We open our eyes, keep loving and go on

Nine hundred people attended St Brigid’s Catholic Church in Marrickville on Saturday night for a Bali memorial service. Some knew the community members who died in Bali – Debbie Borger and her daughter Abbey, 13, Robyn Webster and Louisa Zervos.

I was one of the many who didn’t know them. I’m new in Marrickville, and a loner to boot. Someone I met briefly at a local cafe a while ago rang last week to suggest I come along. Regular church goers said there were an awful lot of people there they hadn’t seen before. Abbey was a student at the local Catholic school. The school opened and blessed a garden for her today. Since her death, the school’s theme has been peace.

The beauty of the mostly Tongan choir’s voice was itself enough to make you cry. Marrickville is the first stop for many migrants to Australia and it felt like every nationality on earth was in church.

My father wanted to be a Methodist minister and preached his way through his teens. He lost his belief when he applied his logical engineering mind to his religion. He sent his children to Sunday School, and I lost my belief when my teacher didn’t answer my question: “If God tells us not to murder why did he kill all all those people by flooding the river after Moses crossed it with the chosen people?”

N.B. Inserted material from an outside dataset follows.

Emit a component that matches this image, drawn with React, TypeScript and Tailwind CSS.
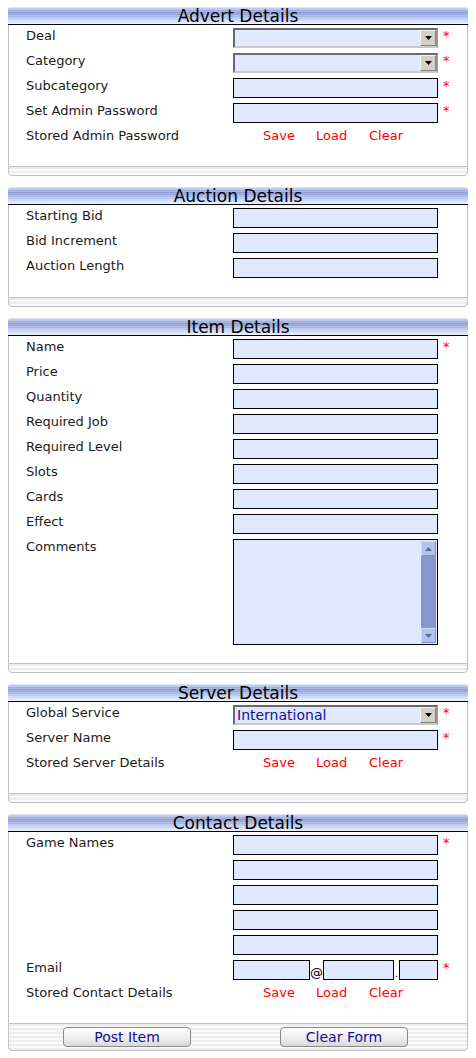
import React from 'react';

const font = "font-['DejaVu_Sans',Verdana,sans-serif]";

function Star() {
  return <span className="ml-[5px] mt-[1px] text-[13px] leading-[14px] text-[#ff0000]">*</span>;
}

function TextBox({ w = 'w-[205px]', h = 'h-[20px]' }: { w?: string; h?: string }) {
  return <div className={`${w} ${h} shrink-0 border border-black bg-[#e0e8ff]`} />;
}

function SelectBox({ value }: { value?: string }) {
  return (
    <div className="flex h-[20px] w-[205px] shrink-0 border-2 border-t-[#6a6a6a] border-l-[#6a6a6a] border-r-[#9a9a9a] border-b-[#c8c8c8] bg-[#e0e8ff]">
      <div className="flex-1 pl-[2px] text-[14px] leading-[16px] text-[#1010a0]">{value}</div>
      <div className="flex w-[16px] items-center justify-center border border-t-[#f4f2ee] border-l-[#f4f2ee] border-r-[#808080] border-b-[#808080] bg-[#d4d0c8]">
        <svg width="7" height="4" viewBox="0 0 7 4">
          <path d="M0 0h7L3.5 4z" fill="#000" />
        </svg>
      </div>
    </div>
  );
}

function Label({ text }: { text: string }) {
  return <div className="w-[224px] shrink-0 pl-[17px] text-[13px] leading-[15px] text-[#1a1a1a]">{text}</div>;
}

function Row({ label, children, star }: { label: string; children?: React.ReactNode; star?: boolean }) {
  return (
    <div className="flex h-[25px] items-start">
      <Label text={label} />
      {children}
      {star && <Star />}
    </div>
  );
}

function Links() {
  return (
    <div className="flex pl-[30px] text-[13px] leading-[15px] text-[#ff0000]">
      <span className="w-[53px]">Save</span>
      <span className="w-[53px]">Load</span>
      <span>Clear</span>
    </div>
  );
}

const stripes =
  'bg-[image:repeating-linear-gradient(to_bottom,#ececec_0px,#ececec_2px,#fafafa_2px,#fafafa_4px)]';

function Panel({
  title,
  children,
  footer,
  pb = 'pb-[13px]',
}: {
  title: string;
  children: React.ReactNode;
  footer?: React.ReactNode;
  pb?: string;
}) {
  return (
    <div className="mx-[8px] mb-[11px] w-[460px]">
      <div className="h-[18px] rounded-t-[3px] border-b border-black bg-[image:repeating-linear-gradient(to_bottom,rgba(255,255,255,0.18)_0px,rgba(255,255,255,0.18)_1px,transparent_1px,transparent_2px),linear-gradient(to_bottom,#dde4f4_0%,#a4b2e2_18%,#8a9ad4_35%,#a8b8e8_55%,#cad8f6_78%,#eaf1fc_100%)] text-center text-[17px] leading-[18px] text-black">
        {title}
      </div>
      <div className={`border-x border-[#c0c0c0] bg-white pt-[3px] ${pb}`}>{children}</div>
      {footer ?? <div className={`h-[10px] rounded-b-[4px] border border-[#c0c0c0] ${stripes}`} />}
    </div>
  );
}

function Btn({ label }: { label: string }) {
  return (
    <div className="flex h-[20px] w-[128px] items-center justify-center rounded-[4px] border border-[#8a8a8a] bg-[linear-gradient(to_bottom,#ffffff,#ececec_60%,#d8d8d8)] text-[14px] leading-[16px] text-[#10109a]">
      {label}
    </div>
  );
}

function ScrollBtn({ up }: { up?: boolean }) {
  return (
    <div className="flex h-[15px] items-center justify-center border border-t-[#d0daf6] border-l-[#d0daf6] border-r-[#8090c8] border-b-[#8090c8] bg-[#b4c2ec]">
      <svg width="7" height="4" viewBox="0 0 7 4">
        <path d={up ? 'M3.5 0L7 4H0z' : 'M0 0h7L3.5 4z'} fill="#5c6aa0" />
      </svg>
    </div>
  );
}

function TextArea() {
  return (
    <div className="flex h-[106px] w-[205px] shrink-0 border border-black bg-[#e0e8ff]">
      <div className="flex-1" />
      <div className="my-[1px] mr-[1px] flex w-[15px] flex-col bg-[#8896d0]">
        <ScrollBtn up />
        <div className="flex-1" />
        <ScrollBtn />
      </div>
    </div>
  );
}

export default function App() {
  return (
    <div className={`${font} w-[476px] bg-white pt-[7px]`}>
      <Panel title="Advert Details">
        <Row label="Deal" star><SelectBox /></Row>
        <Row label="Category" star><SelectBox /></Row>
        <Row label="Subcategory" star><TextBox /></Row>
        <Row label="Set Admin Password" star><TextBox /></Row>
        <Row label="Stored Admin Password"><Links /></Row>
      </Panel>

      <Panel title="Auction Details" pb="pb-[14px]">
        <Row label="Starting Bid"><TextBox /></Row>
        <Row label="Bid Increment"><TextBox /></Row>
        <Row label="Auction Length"><TextBox /></Row>
      </Panel>

      <Panel title="Item Details" pb="pb-[14px]">
        <Row label="Name" star><TextBox /></Row>
        <Row label="Price"><TextBox /></Row>
        <Row label="Quantity"><TextBox /></Row>
        <Row label="Required Job"><TextBox /></Row>
        <Row label="Required Level"><TextBox /></Row>
        <Row label="Slots"><TextBox /></Row>
        <Row label="Cards"><TextBox /></Row>
        <Row label="Effect"><TextBox /></Row>
        <div className="flex h-[110px] items-start">
          <Label text="Comments" />
          <TextArea />
        </div>
      </Panel>

      <Panel title="Server Details">
        <Row label="Global Service" star><SelectBox value="International" /></Row>
        <Row label="Server Name" star><TextBox /></Row>
        <Row label="Stored Server Details"><Links /></Row>
      </Panel>

      <Panel
        title="Contact Details"
        footer={
          <div className={`flex h-[28px] items-center rounded-b-[4px] border border-[#c0c0c0] pl-[54px] ${stripes}`}>
            <Btn label="Post Item" />
            <div className="w-[89px]" />
            <Btn label="Clear Form" />
          </div>
        }
      >
        <Row label="Game Names" star><TextBox /></Row>
        <Row label=""><TextBox /></Row>
        <Row label=""><TextBox /></Row>
        <Row label=""><TextBox /></Row>
        <Row label=""><TextBox /></Row>
        <Row label="Email" star>
          <div className="flex items-end">
            <TextBox w="w-[77px]" />
            <span className="w-[13px] text-center text-[13px] leading-[15px]">@</span>
            <TextBox w="w-[71px]" />
            <span className="w-[5px] text-center text-[10px] leading-[12px]">.</span>
            <TextBox w="w-[39px]" />
          </div>
        </Row>
        <Row label="Stored Contact Details"><Links /></Row>
      </Panel>
    </div>
  );
}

I wasn’t planning to go to Church. I found myself doing so after reading an article in the Good Weekend by Paul Berman, author of Terror and Liberalism W.W.Norton). Berman is a left winger who supported the overthrow of Saddam but despised Bush’s case for war, which he believes was so mendacious and incompetent the world was now in greater danger than before the war. Berman has studied the works of the Islamic philosopher Sayyid Qutb, hanged by Nassar in Egypt in 1966:

Qutb is not shallow. Qutb is deep. In the shade of the Qur’an is a masterwork, in its fashion. Al-Qaeda and its sister organisations are not merely popular, wealthy, global, well connected and institutionally sophisticated. These groups stand on a set of ideas, too, and some of these ideas may be pathological, which is an old story in modern politics; yet, even so, the ideas are powerful. We should have known that, of course. But we should have known many things…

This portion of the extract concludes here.